Exercise
Return each line of the data below verbatim; pictures are to be left out.

begin

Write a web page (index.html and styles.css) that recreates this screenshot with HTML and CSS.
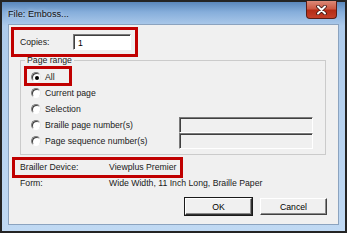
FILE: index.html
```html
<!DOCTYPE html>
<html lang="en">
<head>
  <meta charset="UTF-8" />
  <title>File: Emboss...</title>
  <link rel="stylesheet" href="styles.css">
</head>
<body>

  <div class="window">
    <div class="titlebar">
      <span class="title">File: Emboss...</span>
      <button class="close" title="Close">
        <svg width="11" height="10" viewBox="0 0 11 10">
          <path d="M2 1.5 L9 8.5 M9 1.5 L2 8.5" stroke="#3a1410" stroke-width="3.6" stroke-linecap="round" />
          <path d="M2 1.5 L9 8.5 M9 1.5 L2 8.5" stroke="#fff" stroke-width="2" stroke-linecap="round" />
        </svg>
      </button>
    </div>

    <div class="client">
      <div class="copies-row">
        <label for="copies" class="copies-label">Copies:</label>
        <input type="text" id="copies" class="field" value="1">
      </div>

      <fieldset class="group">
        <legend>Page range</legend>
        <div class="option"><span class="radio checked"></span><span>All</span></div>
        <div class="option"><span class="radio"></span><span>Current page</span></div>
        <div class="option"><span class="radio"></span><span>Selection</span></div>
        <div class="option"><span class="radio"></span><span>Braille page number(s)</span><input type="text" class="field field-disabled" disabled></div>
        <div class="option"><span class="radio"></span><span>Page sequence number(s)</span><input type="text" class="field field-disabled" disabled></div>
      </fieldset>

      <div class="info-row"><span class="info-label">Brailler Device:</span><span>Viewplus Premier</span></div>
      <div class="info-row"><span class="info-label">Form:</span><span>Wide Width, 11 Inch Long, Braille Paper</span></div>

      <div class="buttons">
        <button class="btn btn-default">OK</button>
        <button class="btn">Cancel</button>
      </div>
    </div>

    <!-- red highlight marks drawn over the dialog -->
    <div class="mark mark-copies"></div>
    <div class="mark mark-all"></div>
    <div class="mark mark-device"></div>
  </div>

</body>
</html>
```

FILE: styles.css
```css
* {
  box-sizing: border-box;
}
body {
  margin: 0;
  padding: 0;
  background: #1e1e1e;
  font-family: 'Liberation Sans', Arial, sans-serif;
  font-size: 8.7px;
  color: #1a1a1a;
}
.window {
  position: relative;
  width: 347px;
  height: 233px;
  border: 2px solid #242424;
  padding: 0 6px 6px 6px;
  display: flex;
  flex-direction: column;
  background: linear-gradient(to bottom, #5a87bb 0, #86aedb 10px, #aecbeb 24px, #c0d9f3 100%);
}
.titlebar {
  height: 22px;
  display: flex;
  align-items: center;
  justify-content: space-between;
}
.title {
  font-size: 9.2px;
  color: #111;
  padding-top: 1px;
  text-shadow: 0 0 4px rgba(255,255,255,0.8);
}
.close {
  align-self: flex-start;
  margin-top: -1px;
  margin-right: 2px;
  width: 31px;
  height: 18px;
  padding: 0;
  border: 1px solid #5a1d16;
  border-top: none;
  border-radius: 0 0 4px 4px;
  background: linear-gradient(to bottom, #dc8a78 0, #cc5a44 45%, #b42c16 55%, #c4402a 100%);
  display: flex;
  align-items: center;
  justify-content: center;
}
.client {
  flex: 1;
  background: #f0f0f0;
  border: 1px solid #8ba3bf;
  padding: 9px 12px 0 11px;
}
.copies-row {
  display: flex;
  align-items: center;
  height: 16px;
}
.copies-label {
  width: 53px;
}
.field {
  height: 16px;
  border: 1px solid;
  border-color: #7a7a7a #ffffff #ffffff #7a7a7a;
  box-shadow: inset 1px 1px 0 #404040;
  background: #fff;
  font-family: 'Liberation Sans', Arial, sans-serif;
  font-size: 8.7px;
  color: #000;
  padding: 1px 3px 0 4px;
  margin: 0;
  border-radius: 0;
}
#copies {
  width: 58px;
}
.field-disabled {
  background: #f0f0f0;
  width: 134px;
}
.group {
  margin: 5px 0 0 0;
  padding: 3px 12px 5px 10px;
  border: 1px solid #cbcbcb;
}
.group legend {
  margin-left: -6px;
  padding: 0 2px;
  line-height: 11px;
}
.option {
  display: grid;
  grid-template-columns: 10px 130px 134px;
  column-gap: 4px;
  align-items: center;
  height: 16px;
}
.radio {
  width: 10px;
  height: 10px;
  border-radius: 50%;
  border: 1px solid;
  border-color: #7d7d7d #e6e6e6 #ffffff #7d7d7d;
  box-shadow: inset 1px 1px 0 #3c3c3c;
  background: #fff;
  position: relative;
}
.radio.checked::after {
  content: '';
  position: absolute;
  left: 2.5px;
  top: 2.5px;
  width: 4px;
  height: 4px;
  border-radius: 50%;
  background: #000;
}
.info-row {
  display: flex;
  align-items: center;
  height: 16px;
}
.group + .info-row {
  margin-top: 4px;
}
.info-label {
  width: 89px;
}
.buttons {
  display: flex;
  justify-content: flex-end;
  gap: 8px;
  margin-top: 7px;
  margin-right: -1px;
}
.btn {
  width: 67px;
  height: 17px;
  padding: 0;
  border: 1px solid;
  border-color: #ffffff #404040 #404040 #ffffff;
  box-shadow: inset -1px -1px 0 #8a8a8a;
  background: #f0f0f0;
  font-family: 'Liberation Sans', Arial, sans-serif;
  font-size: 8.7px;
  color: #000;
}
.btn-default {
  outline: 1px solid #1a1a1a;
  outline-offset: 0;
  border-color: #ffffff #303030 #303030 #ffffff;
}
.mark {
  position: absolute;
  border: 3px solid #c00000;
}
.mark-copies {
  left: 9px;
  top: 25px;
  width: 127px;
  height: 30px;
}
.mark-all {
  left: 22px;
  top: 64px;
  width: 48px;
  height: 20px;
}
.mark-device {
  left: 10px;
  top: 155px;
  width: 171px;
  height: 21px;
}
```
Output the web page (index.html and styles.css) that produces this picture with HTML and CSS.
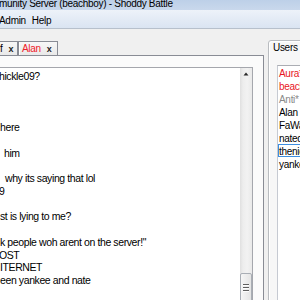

end

Correct output
Write a web page (index.html and styles.css) that recreates this screenshot with HTML and CSS.
FILE: index.html
```html
<!DOCTYPE html>
<html lang="en">
<head>
  <meta charset="UTF-8" />
  <title>File: Emboss...</title>
  <link rel="stylesheet" href="styles.css">
</head>
<body>

  <div class="window">
    <div class="titlebar">
      <span class="title">File: Emboss...</span>
      <button class="close" title="Close">
        <svg width="11" height="10" viewBox="0 0 11 10">
          <path d="M2 1.5 L9 8.5 M9 1.5 L2 8.5" stroke="#3a1410" stroke-width="3.6" stroke-linecap="round" />
          <path d="M2 1.5 L9 8.5 M9 1.5 L2 8.5" stroke="#fff" stroke-width="2" stroke-linecap="round" />
        </svg>
      </button>
    </div>

    <div class="client">
      <div class="copies-row">
        <label for="copies" class="copies-label">Copies:</label>
        <input type="text" id="copies" class="field" value="1">
      </div>

      <fieldset class="group">
        <legend>Page range</legend>
        <div class="option"><span class="radio checked"></span><span>All</span></div>
        <div class="option"><span class="radio"></span><span>Current page</span></div>
        <div class="option"><span class="radio"></span><span>Selection</span></div>
        <div class="option"><span class="radio"></span><span>Braille page number(s)</span><input type="text" class="field field-disabled" disabled></div>
        <div class="option"><span class="radio"></span><span>Page sequence number(s)</span><input type="text" class="field field-disabled" disabled></div>
      </fieldset>

      <div class="info-row"><span class="info-label">Brailler Device:</span><span>Viewplus Premier</span></div>
      <div class="info-row"><span class="info-label">Form:</span><span>Wide Width, 11 Inch Long, Braille Paper</span></div>

      <div class="buttons">
        <button class="btn btn-default">OK</button>
        <button class="btn">Cancel</button>
      </div>
    </div>

    <!-- red highlight marks drawn over the dialog -->
    <div class="mark mark-copies"></div>
    <div class="mark mark-all"></div>
    <div class="mark mark-device"></div>
  </div>

</body>
</html>
```

FILE: styles.css
```css
* {
  box-sizing: border-box;
}
body {
  margin: 0;
  padding: 0;
  background: #1e1e1e;
  font-family: 'Liberation Sans', Arial, sans-serif;
  font-size: 8.7px;
  color: #1a1a1a;
}
.window {
  position: relative;
  width: 347px;
  height: 233px;
  border: 2px solid #242424;
  padding: 0 6px 6px 6px;
  display: flex;
  flex-direction: column;
  background: linear-gradient(to bottom, #5a87bb 0, #86aedb 10px, #aecbeb 24px, #c0d9f3 100%);
}
.titlebar {
  height: 22px;
  display: flex;
  align-items: center;
  justify-content: space-between;
}
.title {
  font-size: 9.2px;
  color: #111;
  padding-top: 1px;
  text-shadow: 0 0 4px rgba(255,255,255,0.8);
}
.close {
  align-self: flex-start;
  margin-top: -1px;
  margin-right: 2px;
  width: 31px;
  height: 18px;
  padding: 0;
  border: 1px solid #5a1d16;
  border-top: none;
  border-radius: 0 0 4px 4px;
  background: linear-gradient(to bottom, #dc8a78 0, #cc5a44 45%, #b42c16 55%, #c4402a 100%);
  display: flex;
  align-items: center;
  justify-content: center;
}
.client {
  flex: 1;
  background: #f0f0f0;
  border: 1px solid #8ba3bf;
  padding: 9px 12px 0 11px;
}
.copies-row {
  display: flex;
  align-items: center;
  height: 16px;
}
.copies-label {
  width: 53px;
}
.field {
  height: 16px;
  border: 1px solid;
  border-color: #7a7a7a #ffffff #ffffff #7a7a7a;
  box-shadow: inset 1px 1px 0 #404040;
  background: #fff;
  font-family: 'Liberation Sans', Arial, sans-serif;
  font-size: 8.7px;
  color: #000;
  padding: 1px 3px 0 4px;
  margin: 0;
  border-radius: 0;
}
#copies {
  width: 58px;
}
.field-disabled {
  background: #f0f0f0;
  width: 134px;
}
.group {
  margin: 5px 0 0 0;
  padding: 3px 12px 5px 10px;
  border: 1px solid #cbcbcb;
}
.group legend {
  margin-left: -6px;
  padding: 0 2px;
  line-height: 11px;
}
.option {
  display: grid;
  grid-template-columns: 10px 130px 134px;
  column-gap: 4px;
  align-items: center;
  height: 16px;
}
.radio {
  width: 10px;
  height: 10px;
  border-radius: 50%;
  border: 1px solid;
  border-color: #7d7d7d #e6e6e6 #ffffff #7d7d7d;
  box-shadow: inset 1px 1px 0 #3c3c3c;
  background: #fff;
  position: relative;
}
.radio.checked::after {
  content: '';
  position: absolute;
  left: 2.5px;
  top: 2.5px;
  width: 4px;
  height: 4px;
  border-radius: 50%;
  background: #000;
}
.info-row {
  display: flex;
  align-items: center;
  height: 16px;
}
.group + .info-row {
  margin-top: 4px;
}
.info-label {
  width: 89px;
}
.buttons {
  display: flex;
  justify-content: flex-end;
  gap: 8px;
  margin-top: 7px;
  margin-right: -1px;
}
.btn {
  width: 67px;
  height: 17px;
  padding: 0;
  border: 1px solid;
  border-color: #ffffff #404040 #404040 #ffffff;
  box-shadow: inset -1px -1px 0 #8a8a8a;
  background: #f0f0f0;
  font-family: 'Liberation Sans', Arial, sans-serif;
  font-size: 8.7px;
  color: #000;
}
.btn-default {
  outline: 1px solid #1a1a1a;
  outline-offset: 0;
  border-color: #ffffff #303030 #303030 #ffffff;
}
.mark {
  position: absolute;
  border: 3px solid #c00000;
}
.mark-copies {
  left: 9px;
  top: 25px;
  width: 127px;
  height: 30px;
}
.mark-all {
  left: 22px;
  top: 64px;
  width: 48px;
  height: 20px;
}
.mark-device {
  left: 10px;
  top: 155px;
  width: 171px;
  height: 21px;
}
```
Output the web page (index.html and styles.css) that produces this picture with HTML and CSS.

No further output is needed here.